_STATED PROBLEM_. The material below should be written out in full and exactly; pictures stay out of the copy.

═════ PROVIDED MATERIAL ═════

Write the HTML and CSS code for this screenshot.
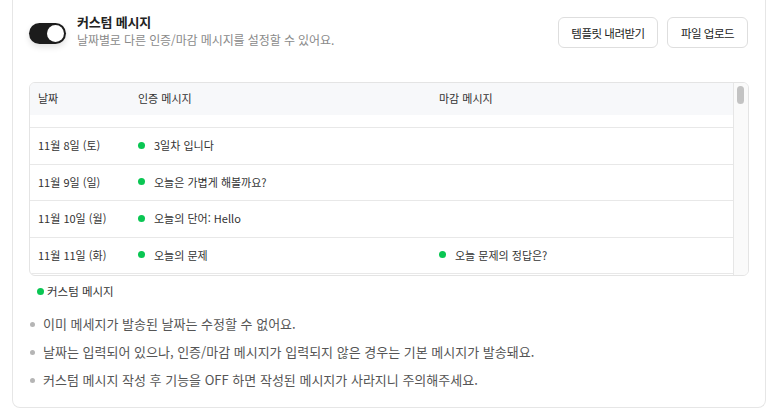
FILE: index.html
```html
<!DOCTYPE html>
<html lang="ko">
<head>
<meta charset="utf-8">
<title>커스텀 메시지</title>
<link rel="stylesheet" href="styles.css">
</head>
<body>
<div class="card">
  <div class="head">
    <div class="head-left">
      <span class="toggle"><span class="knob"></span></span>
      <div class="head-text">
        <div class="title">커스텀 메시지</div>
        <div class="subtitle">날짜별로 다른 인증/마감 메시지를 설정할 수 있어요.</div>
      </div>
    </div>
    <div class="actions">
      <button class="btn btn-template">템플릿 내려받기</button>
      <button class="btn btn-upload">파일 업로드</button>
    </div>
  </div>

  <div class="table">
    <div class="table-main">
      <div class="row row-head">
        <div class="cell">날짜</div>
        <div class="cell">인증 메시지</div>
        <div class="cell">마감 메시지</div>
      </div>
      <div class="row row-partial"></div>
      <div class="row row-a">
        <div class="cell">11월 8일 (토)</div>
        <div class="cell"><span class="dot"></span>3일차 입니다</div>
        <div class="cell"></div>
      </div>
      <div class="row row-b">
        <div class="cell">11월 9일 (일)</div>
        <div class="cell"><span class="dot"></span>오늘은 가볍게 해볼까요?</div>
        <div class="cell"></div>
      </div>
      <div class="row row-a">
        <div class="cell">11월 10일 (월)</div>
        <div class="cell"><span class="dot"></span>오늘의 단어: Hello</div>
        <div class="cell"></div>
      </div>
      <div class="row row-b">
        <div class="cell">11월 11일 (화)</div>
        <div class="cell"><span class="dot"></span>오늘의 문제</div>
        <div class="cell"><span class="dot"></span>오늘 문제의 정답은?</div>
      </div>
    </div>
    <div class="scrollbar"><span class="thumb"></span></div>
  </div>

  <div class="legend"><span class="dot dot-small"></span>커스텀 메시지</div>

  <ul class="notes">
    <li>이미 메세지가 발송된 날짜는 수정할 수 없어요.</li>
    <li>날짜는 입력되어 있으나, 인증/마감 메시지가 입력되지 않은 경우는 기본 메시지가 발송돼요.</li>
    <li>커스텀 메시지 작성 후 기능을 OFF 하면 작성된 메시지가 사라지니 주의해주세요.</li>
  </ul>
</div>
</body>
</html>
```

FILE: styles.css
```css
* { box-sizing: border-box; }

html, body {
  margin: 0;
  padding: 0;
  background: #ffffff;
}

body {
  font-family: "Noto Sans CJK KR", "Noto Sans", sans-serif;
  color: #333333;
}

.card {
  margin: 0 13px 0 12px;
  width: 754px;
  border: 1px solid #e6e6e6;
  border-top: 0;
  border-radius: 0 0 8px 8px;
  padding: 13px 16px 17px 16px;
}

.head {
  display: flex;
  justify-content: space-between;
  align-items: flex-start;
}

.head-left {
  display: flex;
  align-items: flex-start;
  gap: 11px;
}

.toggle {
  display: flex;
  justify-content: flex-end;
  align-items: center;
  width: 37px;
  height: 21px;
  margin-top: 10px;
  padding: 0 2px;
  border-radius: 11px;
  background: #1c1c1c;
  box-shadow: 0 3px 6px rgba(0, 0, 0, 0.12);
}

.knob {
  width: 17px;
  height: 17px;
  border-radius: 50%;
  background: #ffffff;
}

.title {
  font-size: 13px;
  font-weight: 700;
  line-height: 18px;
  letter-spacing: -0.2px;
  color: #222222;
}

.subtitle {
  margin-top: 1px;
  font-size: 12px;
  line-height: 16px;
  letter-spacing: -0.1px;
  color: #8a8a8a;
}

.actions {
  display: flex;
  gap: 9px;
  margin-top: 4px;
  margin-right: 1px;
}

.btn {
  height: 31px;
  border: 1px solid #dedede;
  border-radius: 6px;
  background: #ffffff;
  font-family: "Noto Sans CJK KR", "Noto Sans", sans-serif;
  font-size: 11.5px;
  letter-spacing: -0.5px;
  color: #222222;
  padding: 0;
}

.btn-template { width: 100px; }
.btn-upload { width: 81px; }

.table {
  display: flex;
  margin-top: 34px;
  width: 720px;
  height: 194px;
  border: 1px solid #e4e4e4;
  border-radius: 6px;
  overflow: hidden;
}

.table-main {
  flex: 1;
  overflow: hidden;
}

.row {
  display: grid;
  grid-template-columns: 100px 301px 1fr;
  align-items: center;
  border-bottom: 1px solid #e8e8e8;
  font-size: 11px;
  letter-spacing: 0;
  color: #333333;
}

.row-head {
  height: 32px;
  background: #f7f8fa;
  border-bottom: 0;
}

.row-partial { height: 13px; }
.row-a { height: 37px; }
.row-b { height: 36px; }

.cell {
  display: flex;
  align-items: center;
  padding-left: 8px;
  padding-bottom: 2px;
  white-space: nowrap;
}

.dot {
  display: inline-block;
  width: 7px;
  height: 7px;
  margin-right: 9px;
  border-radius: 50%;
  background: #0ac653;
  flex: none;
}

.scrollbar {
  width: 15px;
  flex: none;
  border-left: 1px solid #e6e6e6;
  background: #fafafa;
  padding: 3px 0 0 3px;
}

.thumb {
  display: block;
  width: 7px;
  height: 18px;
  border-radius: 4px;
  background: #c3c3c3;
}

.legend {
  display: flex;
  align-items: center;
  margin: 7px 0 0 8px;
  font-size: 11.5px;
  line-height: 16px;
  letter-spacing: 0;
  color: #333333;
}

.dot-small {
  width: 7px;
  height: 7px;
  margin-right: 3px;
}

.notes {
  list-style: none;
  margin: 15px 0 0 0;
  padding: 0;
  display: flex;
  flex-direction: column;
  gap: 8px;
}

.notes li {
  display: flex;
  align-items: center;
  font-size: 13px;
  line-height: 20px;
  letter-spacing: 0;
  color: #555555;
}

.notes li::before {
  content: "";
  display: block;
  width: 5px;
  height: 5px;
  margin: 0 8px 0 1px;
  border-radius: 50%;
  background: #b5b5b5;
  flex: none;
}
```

═════

_ANSWER TO THE EXERCISE_.
Write the HTML and CSS code for this screenshot.
FILE: index.html
```html
<!DOCTYPE html>
<html lang="ko">
<head>
<meta charset="utf-8">
<title>커스텀 메시지</title>
<link rel="stylesheet" href="styles.css">
</head>
<body>
<div class="card">
  <div class="head">
    <div class="head-left">
      <span class="toggle"><span class="knob"></span></span>
      <div class="head-text">
        <div class="title">커스텀 메시지</div>
        <div class="subtitle">날짜별로 다른 인증/마감 메시지를 설정할 수 있어요.</div>
      </div>
    </div>
    <div class="actions">
      <button class="btn btn-template">템플릿 내려받기</button>
      <button class="btn btn-upload">파일 업로드</button>
    </div>
  </div>

  <div class="table">
    <div class="table-main">
      <div class="row row-head">
        <div class="cell">날짜</div>
        <div class="cell">인증 메시지</div>
        <div class="cell">마감 메시지</div>
      </div>
      <div class="row row-partial"></div>
      <div class="row row-a">
        <div class="cell">11월 8일 (토)</div>
        <div class="cell"><span class="dot"></span>3일차 입니다</div>
        <div class="cell"></div>
      </div>
      <div class="row row-b">
        <div class="cell">11월 9일 (일)</div>
        <div class="cell"><span class="dot"></span>오늘은 가볍게 해볼까요?</div>
        <div class="cell"></div>
      </div>
      <div class="row row-a">
        <div class="cell">11월 10일 (월)</div>
        <div class="cell"><span class="dot"></span>오늘의 단어: Hello</div>
        <div class="cell"></div>
      </div>
      <div class="row row-b">
        <div class="cell">11월 11일 (화)</div>
        <div class="cell"><span class="dot"></span>오늘의 문제</div>
        <div class="cell"><span class="dot"></span>오늘 문제의 정답은?</div>
      </div>
    </div>
    <div class="scrollbar"><span class="thumb"></span></div>
  </div>

  <div class="legend"><span class="dot dot-small"></span>커스텀 메시지</div>

  <ul class="notes">
    <li>이미 메세지가 발송된 날짜는 수정할 수 없어요.</li>
    <li>날짜는 입력되어 있으나, 인증/마감 메시지가 입력되지 않은 경우는 기본 메시지가 발송돼요.</li>
    <li>커스텀 메시지 작성 후 기능을 OFF 하면 작성된 메시지가 사라지니 주의해주세요.</li>
  </ul>
</div>
</body>
</html>
```

FILE: styles.css
```css
* { box-sizing: border-box; }

html, body {
  margin: 0;
  padding: 0;
  background: #ffffff;
}

body {
  font-family: "Noto Sans CJK KR", "Noto Sans", sans-serif;
  color: #333333;
}

.card {
  margin: 0 13px 0 12px;
  width: 754px;
  border: 1px solid #e6e6e6;
  border-top: 0;
  border-radius: 0 0 8px 8px;
  padding: 13px 16px 17px 16px;
}

.head {
  display: flex;
  justify-content: space-between;
  align-items: flex-start;
}

.head-left {
  display: flex;
  align-items: flex-start;
  gap: 11px;
}

.toggle {
  display: flex;
  justify-content: flex-end;
  align-items: center;
  width: 37px;
  height: 21px;
  margin-top: 10px;
  padding: 0 2px;
  border-radius: 11px;
  background: #1c1c1c;
  box-shadow: 0 3px 6px rgba(0, 0, 0, 0.12);
}

.knob {
  width: 17px;
  height: 17px;
  border-radius: 50%;
  background: #ffffff;
}

.title {
  font-size: 13px;
  font-weight: 700;
  line-height: 18px;
  letter-spacing: -0.2px;
  color: #222222;
}

.subtitle {
  margin-top: 1px;
  font-size: 12px;
  line-height: 16px;
  letter-spacing: -0.1px;
  color: #8a8a8a;
}

.actions {
  display: flex;
  gap: 9px;
  margin-top: 4px;
  margin-right: 1px;
}

.btn {
  height: 31px;
  border: 1px solid #dedede;
  border-radius: 6px;
  background: #ffffff;
  font-family: "Noto Sans CJK KR", "Noto Sans", sans-serif;
  font-size: 11.5px;
  letter-spacing: -0.5px;
  color: #222222;
  padding: 0;
}

.btn-template { width: 100px; }
.btn-upload { width: 81px; }

.table {
  display: flex;
  margin-top: 34px;
  width: 720px;
  height: 194px;
  border: 1px solid #e4e4e4;
  border-radius: 6px;
  overflow: hidden;
}

.table-main {
  flex: 1;
  overflow: hidden;
}

.row {
  display: grid;
  grid-template-columns: 100px 301px 1fr;
  align-items: center;
  border-bottom: 1px solid #e8e8e8;
  font-size: 11px;
  letter-spacing: 0;
  color: #333333;
}

.row-head {
  height: 32px;
  background: #f7f8fa;
  border-bottom: 0;
}

.row-partial { height: 13px; }
.row-a { height: 37px; }
.row-b { height: 36px; }

.cell {
  display: flex;
  align-items: center;
  padding-left: 8px;
  padding-bottom: 2px;
  white-space: nowrap;
}

.dot {
  display: inline-block;
  width: 7px;
  height: 7px;
  margin-right: 9px;
  border-radius: 50%;
  background: #0ac653;
  flex: none;
}

.scrollbar {
  width: 15px;
  flex: none;
  border-left: 1px solid #e6e6e6;
  background: #fafafa;
  padding: 3px 0 0 3px;
}

.thumb {
  display: block;
  width: 7px;
  height: 18px;
  border-radius: 4px;
  background: #c3c3c3;
}

.legend {
  display: flex;
  align-items: center;
  margin: 7px 0 0 8px;
  font-size: 11.5px;
  line-height: 16px;
  letter-spacing: 0;
  color: #333333;
}

.dot-small {
  width: 7px;
  height: 7px;
  margin-right: 3px;
}

.notes {
  list-style: none;
  margin: 15px 0 0 0;
  padding: 0;
  display: flex;
  flex-direction: column;
  gap: 8px;
}

.notes li {
  display: flex;
  align-items: center;
  font-size: 13px;
  line-height: 20px;
  letter-spacing: 0;
  color: #555555;
}

.notes li::before {
  content: "";
  display: block;
  width: 5px;
  height: 5px;
  margin: 0 8px 0 1px;
  border-radius: 50%;
  background: #b5b5b5;
  flex: none;
}
```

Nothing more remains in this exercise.